In the shooting game, the player can choose to stand in the position of [1, X] to shoot, you can shoot all the nearest K targets. The value of K may be different on different shootings. There are N targets to shoot, each target occupy the position of [Li, Ri] , the distance from the starting line is Di(1<=i<=N). Shooting a target can get the bonus points equal to the distance to the starting line. After each shooting targets still exist. Additional, if the previous bonus points is more than P, then as a reward for the shooting present bonus points doubled(and then check the next one). Player wants to know the bonus points he got in each shot.
Input
The input consists several test cases.
The first line has two integers, N, M, X, P(1<=N, M ,X<=100000, P<=1000000000), N represents the total number of target shooting, M represents the number of shooting.
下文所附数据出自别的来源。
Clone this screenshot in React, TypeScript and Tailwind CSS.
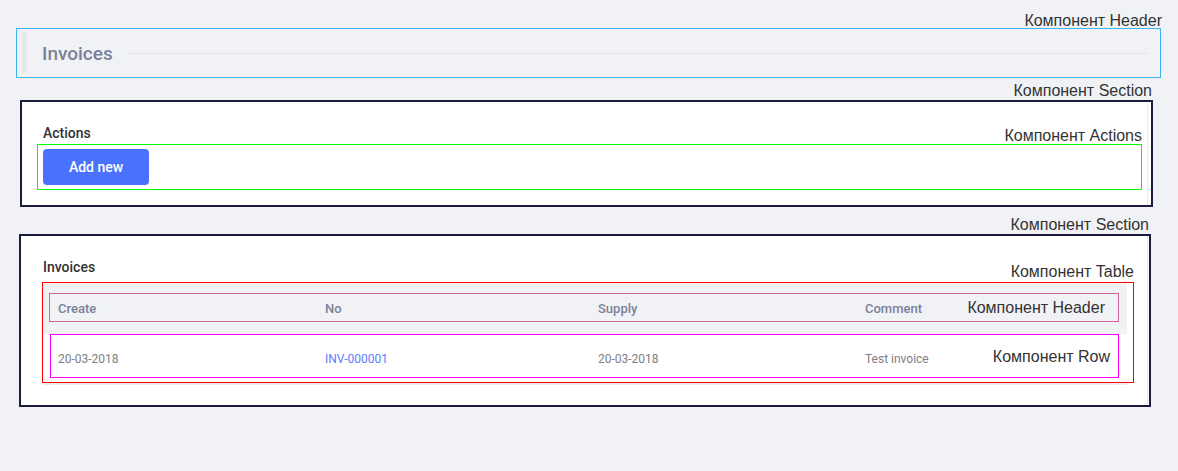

The next N lines of three integers L, R, D (1<=L<=R<=X, 1<=D<=10000000), occupy the position of [L, R] and the distance from the starting line is D.
The next M lines, each line contains four integers x, a, b, c (1<=x<=X, 0<=a,b<=N, 1<=c<=10000000), and K = ( a * Pre + b ) % c. Pre is the bonus point of previous shooting , and for the first shooting Pre=1. It denotes standing in the position x and the player can shoot the nearest K targets.
Output
Output M lines each corresponds to one integer.
Sample Input
4 3 5 8 1 2 6 2 3 3 2 4 7 1 5 2 2 2 1 5 3 1 1 10 4 2 3 7
Sample Output
11 10 18
題意:給你n,m,X,p。n表示有n個線段,m表示有m次詢問。接下來n行,每行有3個數l,r,d,表示線段的左端點右端點以及線段的高度。接下來m行,每行4個數x,a,b,c,k=(lastans*a+b)%c,表示你從x這個點向上開槍,能擊穿k條線段,每擊穿一條線段,你獲得的價值爲該線段的高度。如果該點上面的線段小於k,其上線段條數爲x,那麼獲得的總價值爲x條線段的價值加上x上面最高的線段的高度*(k-x)。並且,如果lastans>p,那麼本次開槍獲得的價值講翻倍。輸出每次開槍的獲得的價值。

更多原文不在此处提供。